PROBLEM TO SOLVE: Transcribe every entry word for word, leaving out all images.

RECORDS SUPPLIED:

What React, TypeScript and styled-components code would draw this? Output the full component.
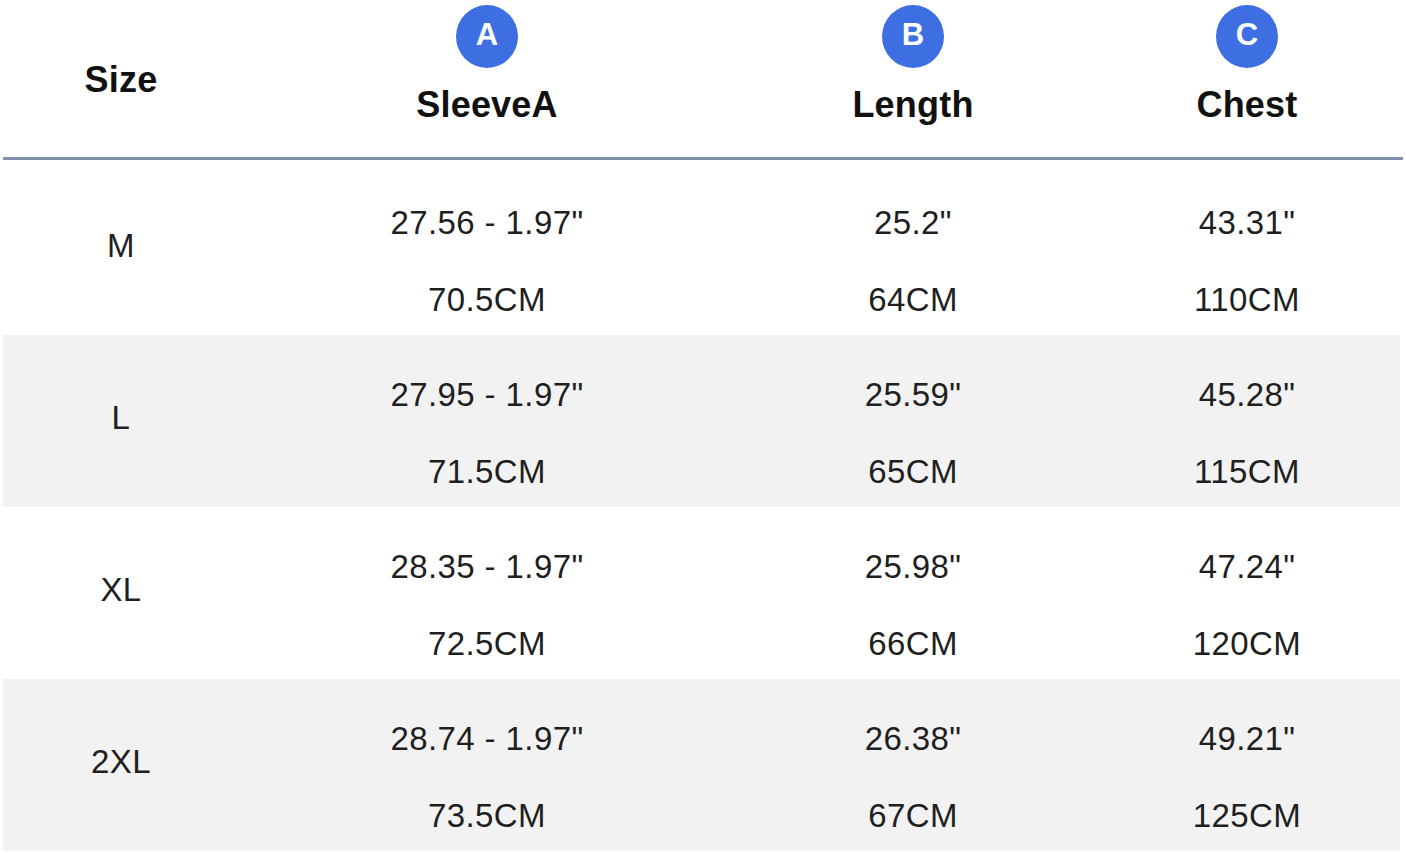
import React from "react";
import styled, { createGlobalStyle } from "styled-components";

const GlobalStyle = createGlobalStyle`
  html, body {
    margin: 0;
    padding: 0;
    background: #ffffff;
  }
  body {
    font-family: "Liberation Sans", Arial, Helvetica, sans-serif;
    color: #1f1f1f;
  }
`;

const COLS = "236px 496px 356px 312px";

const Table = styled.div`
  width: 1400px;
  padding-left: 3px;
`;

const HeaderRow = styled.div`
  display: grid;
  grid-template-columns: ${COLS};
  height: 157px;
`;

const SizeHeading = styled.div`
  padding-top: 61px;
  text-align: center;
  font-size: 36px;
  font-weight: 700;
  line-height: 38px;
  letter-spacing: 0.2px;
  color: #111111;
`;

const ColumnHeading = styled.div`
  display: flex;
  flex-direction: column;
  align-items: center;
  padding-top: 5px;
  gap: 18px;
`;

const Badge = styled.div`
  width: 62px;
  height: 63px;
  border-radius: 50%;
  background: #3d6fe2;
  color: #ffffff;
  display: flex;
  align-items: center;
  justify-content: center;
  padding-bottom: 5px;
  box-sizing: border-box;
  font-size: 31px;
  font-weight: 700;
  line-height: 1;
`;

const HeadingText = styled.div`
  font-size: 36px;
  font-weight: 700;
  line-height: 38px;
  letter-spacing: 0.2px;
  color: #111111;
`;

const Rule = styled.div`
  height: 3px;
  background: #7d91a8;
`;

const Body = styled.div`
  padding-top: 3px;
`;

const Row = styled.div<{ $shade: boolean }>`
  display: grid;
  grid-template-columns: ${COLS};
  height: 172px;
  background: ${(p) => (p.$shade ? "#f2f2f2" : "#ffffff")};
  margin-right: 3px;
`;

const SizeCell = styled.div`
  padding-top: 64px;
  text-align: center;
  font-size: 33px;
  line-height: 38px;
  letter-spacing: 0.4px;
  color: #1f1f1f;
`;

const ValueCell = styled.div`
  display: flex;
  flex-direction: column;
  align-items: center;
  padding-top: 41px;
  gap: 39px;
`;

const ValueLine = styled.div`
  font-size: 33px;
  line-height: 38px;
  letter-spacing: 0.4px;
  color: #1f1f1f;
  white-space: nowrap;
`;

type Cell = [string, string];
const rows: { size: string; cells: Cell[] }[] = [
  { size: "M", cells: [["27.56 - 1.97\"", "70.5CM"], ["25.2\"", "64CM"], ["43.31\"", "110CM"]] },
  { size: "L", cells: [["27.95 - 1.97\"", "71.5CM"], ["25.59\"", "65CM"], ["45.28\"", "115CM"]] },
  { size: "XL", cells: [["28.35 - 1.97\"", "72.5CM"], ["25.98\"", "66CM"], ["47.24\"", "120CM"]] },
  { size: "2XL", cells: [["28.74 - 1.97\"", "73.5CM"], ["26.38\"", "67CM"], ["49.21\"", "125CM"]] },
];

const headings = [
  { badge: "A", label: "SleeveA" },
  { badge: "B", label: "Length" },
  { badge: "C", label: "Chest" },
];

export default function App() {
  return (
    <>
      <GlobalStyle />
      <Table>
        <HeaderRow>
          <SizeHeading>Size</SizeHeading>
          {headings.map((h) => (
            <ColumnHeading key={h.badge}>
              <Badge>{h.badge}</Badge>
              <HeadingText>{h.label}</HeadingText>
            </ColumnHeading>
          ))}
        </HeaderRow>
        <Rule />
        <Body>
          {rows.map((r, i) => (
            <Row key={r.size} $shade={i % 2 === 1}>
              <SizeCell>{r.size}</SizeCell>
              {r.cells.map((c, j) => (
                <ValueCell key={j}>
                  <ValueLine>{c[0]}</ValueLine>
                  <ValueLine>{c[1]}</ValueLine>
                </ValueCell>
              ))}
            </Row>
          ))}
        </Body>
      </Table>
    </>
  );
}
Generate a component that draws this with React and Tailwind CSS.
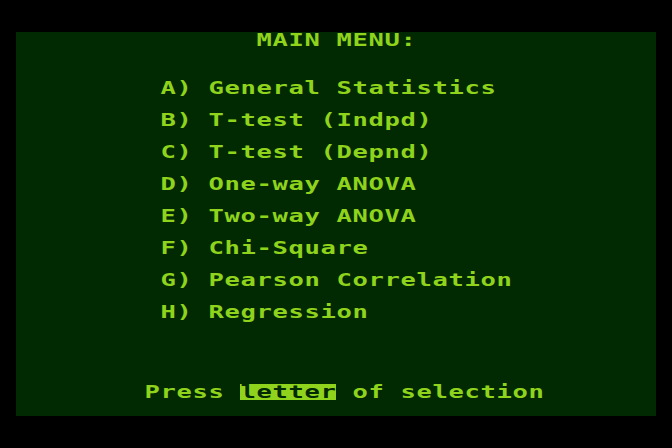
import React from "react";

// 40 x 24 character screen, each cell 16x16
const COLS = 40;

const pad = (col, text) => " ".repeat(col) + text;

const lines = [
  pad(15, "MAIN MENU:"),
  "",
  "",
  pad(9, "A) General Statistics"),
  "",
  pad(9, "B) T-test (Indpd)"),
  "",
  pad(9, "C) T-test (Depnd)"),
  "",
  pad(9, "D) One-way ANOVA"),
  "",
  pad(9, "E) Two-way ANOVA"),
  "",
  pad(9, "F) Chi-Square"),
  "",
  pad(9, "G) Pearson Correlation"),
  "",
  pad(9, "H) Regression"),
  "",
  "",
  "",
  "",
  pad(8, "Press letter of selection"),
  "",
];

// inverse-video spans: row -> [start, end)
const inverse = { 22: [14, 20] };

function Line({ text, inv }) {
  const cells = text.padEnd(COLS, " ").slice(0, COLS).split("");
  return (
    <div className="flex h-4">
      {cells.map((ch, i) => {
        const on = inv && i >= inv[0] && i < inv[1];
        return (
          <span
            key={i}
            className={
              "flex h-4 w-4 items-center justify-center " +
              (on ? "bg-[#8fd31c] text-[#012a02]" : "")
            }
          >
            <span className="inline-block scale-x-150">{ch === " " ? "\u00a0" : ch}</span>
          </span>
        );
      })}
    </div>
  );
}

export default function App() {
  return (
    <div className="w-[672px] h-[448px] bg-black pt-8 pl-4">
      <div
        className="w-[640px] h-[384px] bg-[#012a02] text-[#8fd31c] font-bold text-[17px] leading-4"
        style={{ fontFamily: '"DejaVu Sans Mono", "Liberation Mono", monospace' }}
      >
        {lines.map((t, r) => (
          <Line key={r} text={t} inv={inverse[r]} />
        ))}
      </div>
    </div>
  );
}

TASK RESPONSE:
What React, TypeScript and styled-components code would draw this? Output the full component.
import React from "react";
import styled, { createGlobalStyle } from "styled-components";

const GlobalStyle = createGlobalStyle`
  html, body {
    margin: 0;
    padding: 0;
    background: #ffffff;
  }
  body {
    font-family: "Liberation Sans", Arial, Helvetica, sans-serif;
    color: #1f1f1f;
  }
`;

const COLS = "236px 496px 356px 312px";

const Table = styled.div`
  width: 1400px;
  padding-left: 3px;
`;

const HeaderRow = styled.div`
  display: grid;
  grid-template-columns: ${COLS};
  height: 157px;
`;

const SizeHeading = styled.div`
  padding-top: 61px;
  text-align: center;
  font-size: 36px;
  font-weight: 700;
  line-height: 38px;
  letter-spacing: 0.2px;
  color: #111111;
`;

const ColumnHeading = styled.div`
  display: flex;
  flex-direction: column;
  align-items: center;
  padding-top: 5px;
  gap: 18px;
`;

const Badge = styled.div`
  width: 62px;
  height: 63px;
  border-radius: 50%;
  background: #3d6fe2;
  color: #ffffff;
  display: flex;
  align-items: center;
  justify-content: center;
  padding-bottom: 5px;
  box-sizing: border-box;
  font-size: 31px;
  font-weight: 700;
  line-height: 1;
`;

const HeadingText = styled.div`
  font-size: 36px;
  font-weight: 700;
  line-height: 38px;
  letter-spacing: 0.2px;
  color: #111111;
`;

const Rule = styled.div`
  height: 3px;
  background: #7d91a8;
`;

const Body = styled.div`
  padding-top: 3px;
`;

const Row = styled.div<{ $shade: boolean }>`
  display: grid;
  grid-template-columns: ${COLS};
  height: 172px;
  background: ${(p) => (p.$shade ? "#f2f2f2" : "#ffffff")};
  margin-right: 3px;
`;

const SizeCell = styled.div`
  padding-top: 64px;
  text-align: center;
  font-size: 33px;
  line-height: 38px;
  letter-spacing: 0.4px;
  color: #1f1f1f;
`;

const ValueCell = styled.div`
  display: flex;
  flex-direction: column;
  align-items: center;
  padding-top: 41px;
  gap: 39px;
`;

const ValueLine = styled.div`
  font-size: 33px;
  line-height: 38px;
  letter-spacing: 0.4px;
  color: #1f1f1f;
  white-space: nowrap;
`;

type Cell = [string, string];
const rows: { size: string; cells: Cell[] }[] = [
  { size: "M", cells: [["27.56 - 1.97\"", "70.5CM"], ["25.2\"", "64CM"], ["43.31\"", "110CM"]] },
  { size: "L", cells: [["27.95 - 1.97\"", "71.5CM"], ["25.59\"", "65CM"], ["45.28\"", "115CM"]] },
  { size: "XL", cells: [["28.35 - 1.97\"", "72.5CM"], ["25.98\"", "66CM"], ["47.24\"", "120CM"]] },
  { size: "2XL", cells: [["28.74 - 1.97\"", "73.5CM"], ["26.38\"", "67CM"], ["49.21\"", "125CM"]] },
];

const headings = [
  { badge: "A", label: "SleeveA" },
  { badge: "B", label: "Length" },
  { badge: "C", label: "Chest" },
];

export default function App() {
  return (
    <>
      <GlobalStyle />
      <Table>
        <HeaderRow>
          <SizeHeading>Size</SizeHeading>
          {headings.map((h) => (
            <ColumnHeading key={h.badge}>
              <Badge>{h.badge}</Badge>
              <HeadingText>{h.label}</HeadingText>
            </ColumnHeading>
          ))}
        </HeaderRow>
        <Rule />
        <Body>
          {rows.map((r, i) => (
            <Row key={r.size} $shade={i % 2 === 1}>
              <SizeCell>{r.size}</SizeCell>
              {r.cells.map((c, j) => (
                <ValueCell key={j}>
                  <ValueLine>{c[0]}</ValueLine>
                  <ValueLine>{c[1]}</ValueLine>
                </ValueCell>
              ))}
            </Row>
          ))}
        </Body>
      </Table>
    </>
  );
}
Generate a component that draws this with React and Tailwind CSS.
import React from "react";

// 40 x 24 character screen, each cell 16x16
const COLS = 40;

const pad = (col, text) => " ".repeat(col) + text;

const lines = [
  pad(15, "MAIN MENU:"),
  "",
  "",
  pad(9, "A) General Statistics"),
  "",
  pad(9, "B) T-test (Indpd)"),
  "",
  pad(9, "C) T-test (Depnd)"),
  "",
  pad(9, "D) One-way ANOVA"),
  "",
  pad(9, "E) Two-way ANOVA"),
  "",
  pad(9, "F) Chi-Square"),
  "",
  pad(9, "G) Pearson Correlation"),
  "",
  pad(9, "H) Regression"),
  "",
  "",
  "",
  "",
  pad(8, "Press letter of selection"),
  "",
];

// inverse-video spans: row -> [start, end)
const inverse = { 22: [14, 20] };

function Line({ text, inv }) {
  const cells = text.padEnd(COLS, " ").slice(0, COLS).split("");
  return (
    <div className="flex h-4">
      {cells.map((ch, i) => {
        const on = inv && i >= inv[0] && i < inv[1];
        return (
          <span
            key={i}
            className={
              "flex h-4 w-4 items-center justify-center " +
              (on ? "bg-[#8fd31c] text-[#012a02]" : "")
            }
          >
            <span className="inline-block scale-x-150">{ch === " " ? "\u00a0" : ch}</span>
          </span>
        );
      })}
    </div>
  );
}

export default function App() {
  return (
    <div className="w-[672px] h-[448px] bg-black pt-8 pl-4">
      <div
        className="w-[640px] h-[384px] bg-[#012a02] text-[#8fd31c] font-bold text-[17px] leading-4"
        style={{ fontFamily: '"DejaVu Sans Mono", "Liberation Mono", monospace' }}
      >
        {lines.map((t, r) => (
          <Line key={r} text={t} inv={inverse[r]} />
        ))}
      </div>
    </div>
  );
}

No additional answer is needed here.